■ Do this
Scan the lines and state how many carry "index". Leave out everything but the number.
[Begin Stored data]
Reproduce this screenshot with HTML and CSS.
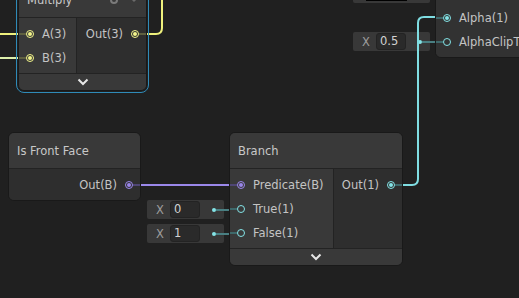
FILE: index.html
```html
<!DOCTYPE html>
<html>
<head>
<meta charset="utf-8">
<link rel="stylesheet" href="styles.css">
</head>
<body>
<div class="canvas">
  <div class="field f-color"><span class="swatch"></span></div>
  <div class="field link f-half"><span class="lbl">X</span><span class="val">0.5</span></div>
  <div class="field link f-true"><span class="lbl">X</span><span class="val">0</span></div>
  <div class="field link f-false"><span class="lbl">X</span><span class="val">1</span></div>

  <svg class="wires" width="519" height="298" viewBox="0 0 519 298">
    <path d="M0 34H20" stroke="#eef07c" stroke-width="2" fill="none"/>
    <path d="M0 58H20" stroke="#dcefab" stroke-width="2" fill="none"/>
    <path d="M144 34H156Q162 34 162 28V-5" stroke="#eef07c" stroke-width="2" fill="none"/>
    <path d="M138 185H232" stroke="#9b88ea" stroke-width="2" fill="none"/>
    <path d="M399 185H412Q418 185 418 179V23Q418 17 424 17H438" stroke="#7fdde2" stroke-width="2" fill="none"/>
  </svg>

  <div class="sel">
    <div class="node multiply">
      <div class="hdr">Multiply
        <span class="tools">
          <svg class="gear" width="10" height="10" viewBox="0 0 10 10"><circle cx="5" cy="5" r="3" fill="none" stroke="#7a7a7a" stroke-width="2"/></svg>
          <svg class="drop" width="8" height="6" viewBox="0 0 8 6"><path d="M1 1L4 4L7 1" fill="none" stroke="#6a6a6a" stroke-width="1.5"/></svg>
        </span>
      </div>
      <div class="body">
        <div class="ins">
          <div class="row in t-v3"><span class="port on"></span>A(3)</div>
          <div class="row in t-v3"><span class="port on"></span>B(3)</div>
        </div>
        <div class="outs">
          <div class="row out t-v3">Out(3)<span class="port on"></span></div>
        </div>
      </div>
      <div class="foot"><svg width="12" height="8" viewBox="0 0 12 8"><path d="M1.5 1.5L6 6L10.5 1.5" fill="none" stroke="#e6e6e6" stroke-width="2"/></svg></div>
    </div>
  </div>

  <div class="node master">
    <div class="hdr"></div>
    <div class="body">
      <div class="ins">
        <div class="row in t-v3"><span class="port"></span>Color(3)</div>
        <div class="row in t-v1"><span class="port on"></span>Alpha(1)</div>
        <div class="row in t-v1"><span class="port"></span>AlphaClipThreshold(1)</div>
      </div>
    </div>
  </div>

  <div class="node front">
    <div class="hdr">Is Front Face</div>
    <div class="body">
      <div class="outs">
        <div class="row out t-b">Out(B)<span class="port on"></span></div>
      </div>
    </div>
  </div>

  <div class="node branch">
    <div class="hdr">Branch</div>
    <div class="body">
      <div class="ins">
        <div class="row in t-b"><span class="port on"></span>Predicate(B)</div>
        <div class="row in t-v1"><span class="port"></span>True(1)</div>
        <div class="row in t-v1"><span class="port"></span>False(1)</div>
      </div>
      <div class="outs">
        <div class="row out t-v1">Out(1)<span class="port on"></span></div>
      </div>
    </div>
    <div class="foot"><svg width="12" height="8" viewBox="0 0 12 8"><path d="M1.5 1.5L6 6L10.5 1.5" fill="none" stroke="#e6e6e6" stroke-width="2"/></svg></div>
  </div>
</div>
</body>
</html>
```
FILE: styles.css
```css
* { box-sizing: border-box; }
body {
  margin: 0;
  background: #202020;
  font-family: "DejaVu Sans", sans-serif;
  font-size: 11.5px;
  color: #c4c4c4;
}
.canvas {
  position: relative;
  width: 519px;
  height: 298px;
  overflow: hidden;
  background: #202020;
}
.wires { position: absolute; left: 0; top: 0; }

/* inline value fields */
.field {
  position: absolute;
  width: 77px;
  height: 19px;
  background: #383838;
  border-radius: 2px;
  display: flex;
  align-items: center;
  padding-left: 9px;
}
.field .lbl { width: 14px; color: #9c9c9c; }
.field .val {
  width: 30px;
  height: 17px;
  background: #2a2a2a;
  border: 1px solid #232323;
  border-radius: 3px;
  padding-left: 3px;
  line-height: 15px;
  color: #d2d2d2;
}
.field.link::before {
  content: "";
  position: absolute;
  left: 69px;
  top: 8.5px;
  width: 22px;
  height: 2px;
  background: #497f82;
}
.field.link::after {
  content: "";
  position: absolute;
  left: 65px;
  top: 7.5px;
  width: 4px;
  height: 4px;
  border-radius: 50%;
  background: #84e4e7;
}
.field .swatch {
  margin-left: 4px;
  width: 41px;
  height: 14px;
  background: #000;
}
.f-color { left: 353px; top: -16px; }
.f-half { left: 353px; top: 32px; }
.f-true { left: 147px; top: 200px; }
.f-false { left: 147px; top: 224px; }

/* nodes */
.node {
  position: absolute;
  background: #2e2e2e;
  border: 1px solid #191919;
  border-radius: 6px;
  overflow: hidden;
}
.sel {
  position: absolute;
  left: 16px;
  top: -21px;
  width: 133px;
  border: 1px solid #2f8bb8;
  border-radius: 8px;
  padding: 1px;
}
.sel .node { position: static; }
.hdr {
  height: 36px;
  background: #393939;
  border-bottom: 1px solid #232323;
  display: flex;
  align-items: center;
  padding-left: 8px;
  color: #c8c8c8;
}
.tools { margin-left: auto; display: flex; align-items: center; gap: 11px; padding-right: 8px; }
.body { display: flex; }
.ins {
  background: #393939;
  border-right: 1px solid #232323;
  padding: 4px 0 3px;
}
.outs {
  flex: 1;
  background: #2e2e2e;
  padding: 4px 0 3px;
}
.row {
  height: 24px;
  display: flex;
  align-items: center;
  gap: 8px;
  position: relative;
  white-space: nowrap;
}
.in { padding-left: 7px; }
.out { justify-content: flex-end; padding-right: 7px; }
.in::before, .out::after {
  content: "";
  position: absolute;
  top: 11px;
  width: 7px;
  height: 2px;
  background: var(--stub);
}
.in::before { left: 0; }
.out::after { right: 0; }
.port {
  flex: none;
  position: relative;
  width: 8px;
  height: 8px;
  border-radius: 50%;
  border: 1px solid var(--pc);
}
.port.on::after {
  content: "";
  position: absolute;
  left: 1px;
  top: 1px;
  width: 4px;
  height: 4px;
  border-radius: 50%;
  background: var(--pc);
}
.t-v1 { --pc: #84e4e7; --stub: #3e686a; }
.t-v3 { --pc: #f3f58a; --stub: #5f6040; }
.t-b { --pc: #9a86ea; --stub: #4f4675; }
.foot {
  height: 17px;
  background: #393939;
  border-top: 1px solid #232323;
  display: flex;
  align-items: center;
  justify-content: center;
}
.foot svg { display: block; }

.multiply { width: 129px; }
.multiply .ins { width: 58px; }

.master { left: 435px; top: -59px; width: 200px; background: #323232; }
.master .ins { flex: 1; border-right: 0; background: #323232; }

.front { left: 8px; top: 132px; width: 133px; }

.branch { left: 229px; top: 132px; width: 174px; }
.branch .ins { width: 104px; }
```
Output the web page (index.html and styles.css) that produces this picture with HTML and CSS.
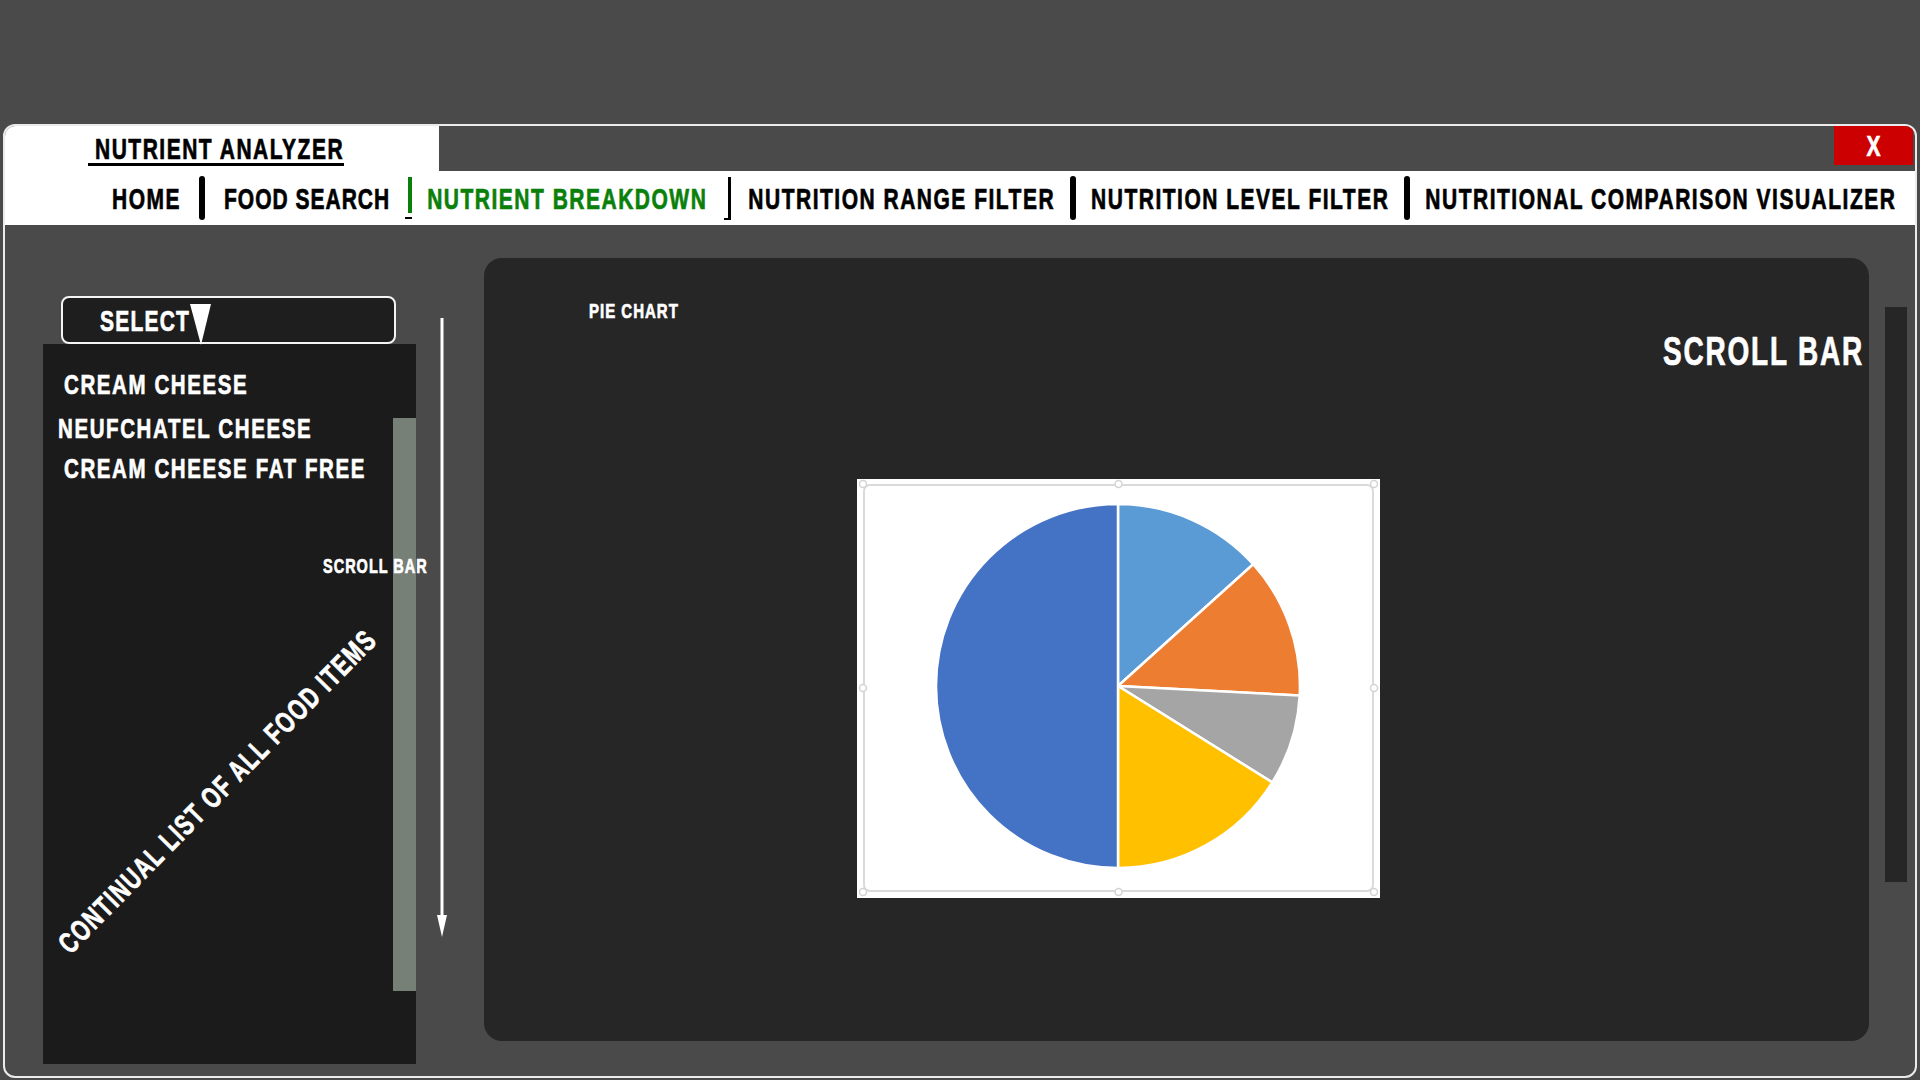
[End Stored data]
■ Task solution
2